**Your goal**:
An exact copy of all the data is required, with pictures left out.

begin Given data

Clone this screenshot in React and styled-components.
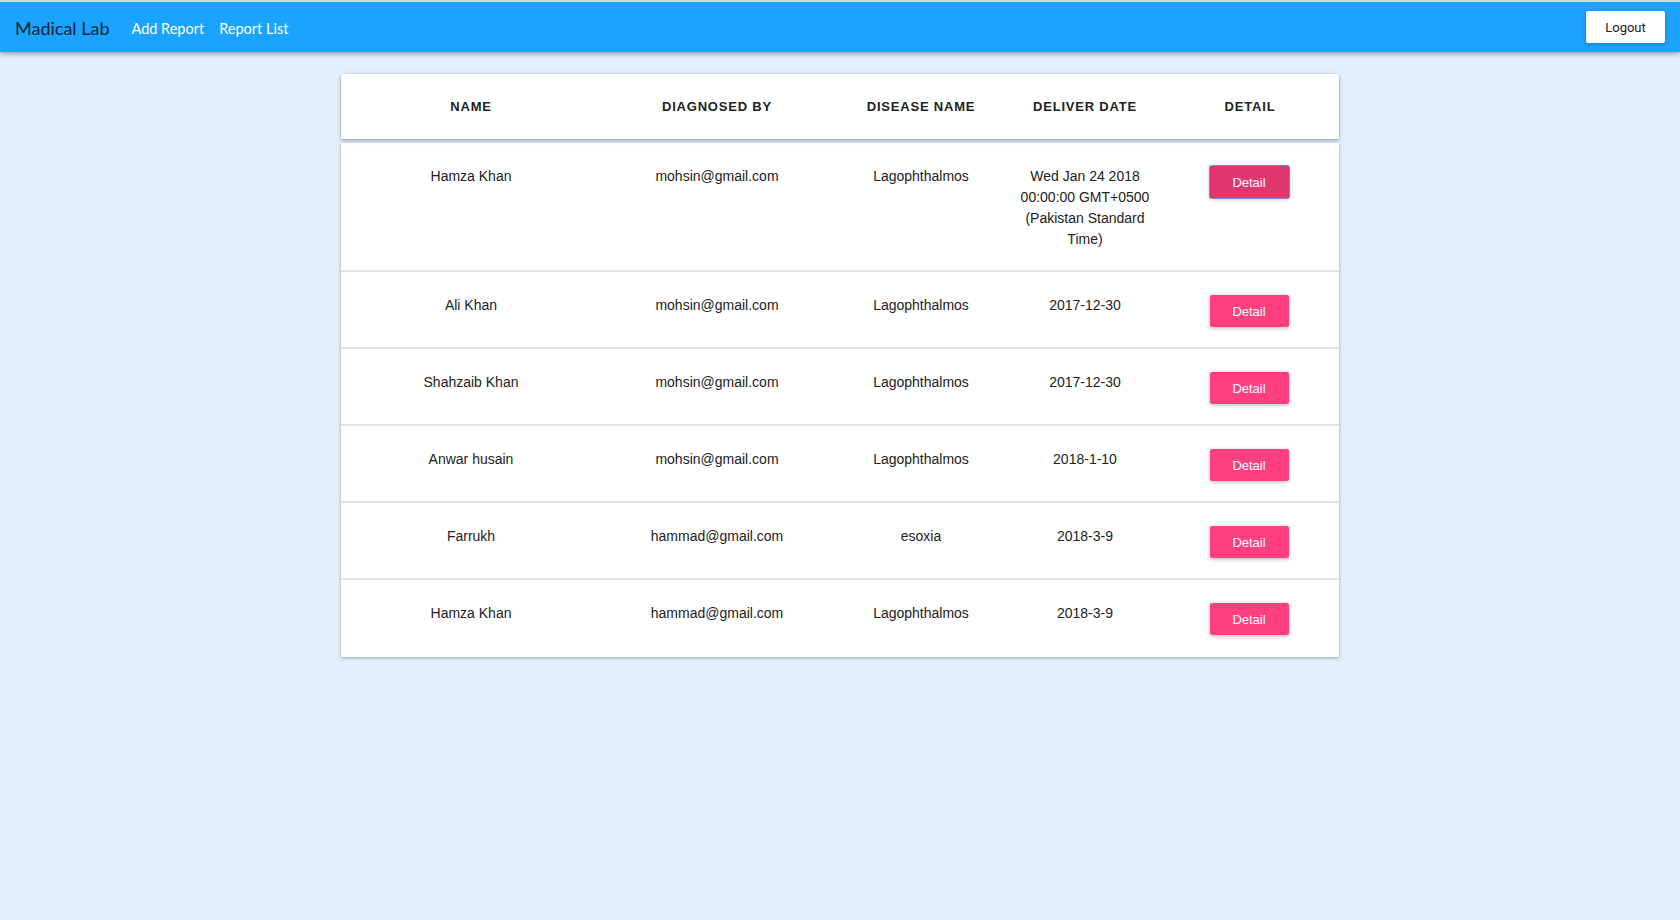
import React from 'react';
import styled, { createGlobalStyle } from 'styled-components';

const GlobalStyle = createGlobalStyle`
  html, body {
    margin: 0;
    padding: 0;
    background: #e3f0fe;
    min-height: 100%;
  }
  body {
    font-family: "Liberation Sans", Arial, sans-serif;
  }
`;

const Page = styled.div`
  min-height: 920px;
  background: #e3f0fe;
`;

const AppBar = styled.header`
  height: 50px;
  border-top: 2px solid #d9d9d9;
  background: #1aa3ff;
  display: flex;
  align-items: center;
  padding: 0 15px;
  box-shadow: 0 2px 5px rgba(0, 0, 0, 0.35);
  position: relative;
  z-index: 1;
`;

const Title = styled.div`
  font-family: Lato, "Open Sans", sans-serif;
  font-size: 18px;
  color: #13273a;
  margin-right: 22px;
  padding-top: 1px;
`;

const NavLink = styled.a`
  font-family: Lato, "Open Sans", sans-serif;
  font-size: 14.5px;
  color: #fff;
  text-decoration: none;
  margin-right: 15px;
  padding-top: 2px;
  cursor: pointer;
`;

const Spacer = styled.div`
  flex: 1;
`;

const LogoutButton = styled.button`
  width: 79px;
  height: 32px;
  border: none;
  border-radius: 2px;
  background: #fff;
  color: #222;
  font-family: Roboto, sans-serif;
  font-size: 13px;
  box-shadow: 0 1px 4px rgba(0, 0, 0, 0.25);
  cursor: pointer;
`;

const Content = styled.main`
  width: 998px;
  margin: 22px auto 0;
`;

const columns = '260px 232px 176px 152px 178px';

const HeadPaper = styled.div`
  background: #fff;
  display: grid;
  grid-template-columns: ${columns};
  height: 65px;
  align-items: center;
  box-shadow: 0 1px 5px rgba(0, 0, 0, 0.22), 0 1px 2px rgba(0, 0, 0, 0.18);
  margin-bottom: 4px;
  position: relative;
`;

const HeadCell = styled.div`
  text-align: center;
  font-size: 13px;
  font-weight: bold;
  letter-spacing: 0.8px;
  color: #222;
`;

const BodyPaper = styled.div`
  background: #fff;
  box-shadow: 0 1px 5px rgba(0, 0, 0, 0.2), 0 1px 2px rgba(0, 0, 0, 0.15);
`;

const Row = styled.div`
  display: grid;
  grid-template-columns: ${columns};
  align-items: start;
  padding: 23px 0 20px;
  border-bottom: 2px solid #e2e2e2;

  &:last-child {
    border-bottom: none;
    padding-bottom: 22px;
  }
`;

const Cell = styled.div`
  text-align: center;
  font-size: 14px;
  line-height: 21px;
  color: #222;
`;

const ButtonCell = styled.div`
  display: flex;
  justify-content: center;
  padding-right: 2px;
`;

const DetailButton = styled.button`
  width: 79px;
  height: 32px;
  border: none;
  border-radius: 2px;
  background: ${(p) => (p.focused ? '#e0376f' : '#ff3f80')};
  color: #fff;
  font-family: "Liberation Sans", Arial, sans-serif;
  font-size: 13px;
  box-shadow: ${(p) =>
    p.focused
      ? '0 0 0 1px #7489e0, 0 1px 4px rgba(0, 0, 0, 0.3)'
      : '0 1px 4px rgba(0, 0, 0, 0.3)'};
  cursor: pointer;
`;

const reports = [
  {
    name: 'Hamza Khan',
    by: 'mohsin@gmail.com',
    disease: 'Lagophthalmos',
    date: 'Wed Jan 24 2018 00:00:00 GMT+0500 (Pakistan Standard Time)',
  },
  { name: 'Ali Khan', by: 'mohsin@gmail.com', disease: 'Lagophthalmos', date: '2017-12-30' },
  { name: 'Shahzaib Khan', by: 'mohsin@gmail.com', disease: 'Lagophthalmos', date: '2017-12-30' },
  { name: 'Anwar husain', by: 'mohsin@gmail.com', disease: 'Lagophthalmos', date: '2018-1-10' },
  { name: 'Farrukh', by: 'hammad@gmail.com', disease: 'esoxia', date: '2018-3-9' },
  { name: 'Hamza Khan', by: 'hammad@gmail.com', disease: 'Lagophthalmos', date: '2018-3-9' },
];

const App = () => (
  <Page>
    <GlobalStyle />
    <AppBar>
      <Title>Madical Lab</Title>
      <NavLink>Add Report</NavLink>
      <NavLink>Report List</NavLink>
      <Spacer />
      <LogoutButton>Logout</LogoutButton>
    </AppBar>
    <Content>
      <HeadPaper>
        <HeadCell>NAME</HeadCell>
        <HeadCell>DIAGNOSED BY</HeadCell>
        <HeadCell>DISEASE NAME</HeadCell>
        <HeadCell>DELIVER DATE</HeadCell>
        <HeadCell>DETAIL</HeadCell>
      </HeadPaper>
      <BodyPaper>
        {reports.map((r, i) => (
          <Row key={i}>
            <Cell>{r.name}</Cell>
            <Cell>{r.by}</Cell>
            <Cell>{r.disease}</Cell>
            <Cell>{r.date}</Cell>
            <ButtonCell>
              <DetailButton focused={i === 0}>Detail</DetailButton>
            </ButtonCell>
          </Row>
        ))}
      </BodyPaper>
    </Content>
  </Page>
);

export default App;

end Given data

**Written reply**:
Clone this screenshot in React and styled-components.
import React from 'react';
import styled, { createGlobalStyle } from 'styled-components';

const GlobalStyle = createGlobalStyle`
  html, body {
    margin: 0;
    padding: 0;
    background: #e3f0fe;
    min-height: 100%;
  }
  body {
    font-family: "Liberation Sans", Arial, sans-serif;
  }
`;

const Page = styled.div`
  min-height: 920px;
  background: #e3f0fe;
`;

const AppBar = styled.header`
  height: 50px;
  border-top: 2px solid #d9d9d9;
  background: #1aa3ff;
  display: flex;
  align-items: center;
  padding: 0 15px;
  box-shadow: 0 2px 5px rgba(0, 0, 0, 0.35);
  position: relative;
  z-index: 1;
`;

const Title = styled.div`
  font-family: Lato, "Open Sans", sans-serif;
  font-size: 18px;
  color: #13273a;
  margin-right: 22px;
  padding-top: 1px;
`;

const NavLink = styled.a`
  font-family: Lato, "Open Sans", sans-serif;
  font-size: 14.5px;
  color: #fff;
  text-decoration: none;
  margin-right: 15px;
  padding-top: 2px;
  cursor: pointer;
`;

const Spacer = styled.div`
  flex: 1;
`;

const LogoutButton = styled.button`
  width: 79px;
  height: 32px;
  border: none;
  border-radius: 2px;
  background: #fff;
  color: #222;
  font-family: Roboto, sans-serif;
  font-size: 13px;
  box-shadow: 0 1px 4px rgba(0, 0, 0, 0.25);
  cursor: pointer;
`;

const Content = styled.main`
  width: 998px;
  margin: 22px auto 0;
`;

const columns = '260px 232px 176px 152px 178px';

const HeadPaper = styled.div`
  background: #fff;
  display: grid;
  grid-template-columns: ${columns};
  height: 65px;
  align-items: center;
  box-shadow: 0 1px 5px rgba(0, 0, 0, 0.22), 0 1px 2px rgba(0, 0, 0, 0.18);
  margin-bottom: 4px;
  position: relative;
`;

const HeadCell = styled.div`
  text-align: center;
  font-size: 13px;
  font-weight: bold;
  letter-spacing: 0.8px;
  color: #222;
`;

const BodyPaper = styled.div`
  background: #fff;
  box-shadow: 0 1px 5px rgba(0, 0, 0, 0.2), 0 1px 2px rgba(0, 0, 0, 0.15);
`;

const Row = styled.div`
  display: grid;
  grid-template-columns: ${columns};
  align-items: start;
  padding: 23px 0 20px;
  border-bottom: 2px solid #e2e2e2;

  &:last-child {
    border-bottom: none;
    padding-bottom: 22px;
  }
`;

const Cell = styled.div`
  text-align: center;
  font-size: 14px;
  line-height: 21px;
  color: #222;
`;

const ButtonCell = styled.div`
  display: flex;
  justify-content: center;
  padding-right: 2px;
`;

const DetailButton = styled.button`
  width: 79px;
  height: 32px;
  border: none;
  border-radius: 2px;
  background: ${(p) => (p.focused ? '#e0376f' : '#ff3f80')};
  color: #fff;
  font-family: "Liberation Sans", Arial, sans-serif;
  font-size: 13px;
  box-shadow: ${(p) =>
    p.focused
      ? '0 0 0 1px #7489e0, 0 1px 4px rgba(0, 0, 0, 0.3)'
      : '0 1px 4px rgba(0, 0, 0, 0.3)'};
  cursor: pointer;
`;

const reports = [
  {
    name: 'Hamza Khan',
    by: 'mohsin@gmail.com',
    disease: 'Lagophthalmos',
    date: 'Wed Jan 24 2018 00:00:00 GMT+0500 (Pakistan Standard Time)',
  },
  { name: 'Ali Khan', by: 'mohsin@gmail.com', disease: 'Lagophthalmos', date: '2017-12-30' },
  { name: 'Shahzaib Khan', by: 'mohsin@gmail.com', disease: 'Lagophthalmos', date: '2017-12-30' },
  { name: 'Anwar husain', by: 'mohsin@gmail.com', disease: 'Lagophthalmos', date: '2018-1-10' },
  { name: 'Farrukh', by: 'hammad@gmail.com', disease: 'esoxia', date: '2018-3-9' },
  { name: 'Hamza Khan', by: 'hammad@gmail.com', disease: 'Lagophthalmos', date: '2018-3-9' },
];

const App = () => (
  <Page>
    <GlobalStyle />
    <AppBar>
      <Title>Madical Lab</Title>
      <NavLink>Add Report</NavLink>
      <NavLink>Report List</NavLink>
      <Spacer />
      <LogoutButton>Logout</LogoutButton>
    </AppBar>
    <Content>
      <HeadPaper>
        <HeadCell>NAME</HeadCell>
        <HeadCell>DIAGNOSED BY</HeadCell>
        <HeadCell>DISEASE NAME</HeadCell>
        <HeadCell>DELIVER DATE</HeadCell>
        <HeadCell>DETAIL</HeadCell>
      </HeadPaper>
      <BodyPaper>
        {reports.map((r, i) => (
          <Row key={i}>
            <Cell>{r.name}</Cell>
            <Cell>{r.by}</Cell>
            <Cell>{r.disease}</Cell>
            <Cell>{r.date}</Cell>
            <ButtonCell>
              <DetailButton focused={i === 0}>Detail</DetailButton>
            </ButtonCell>
          </Row>
        ))}
      </BodyPaper>
    </Content>
  </Page>
);

export default App;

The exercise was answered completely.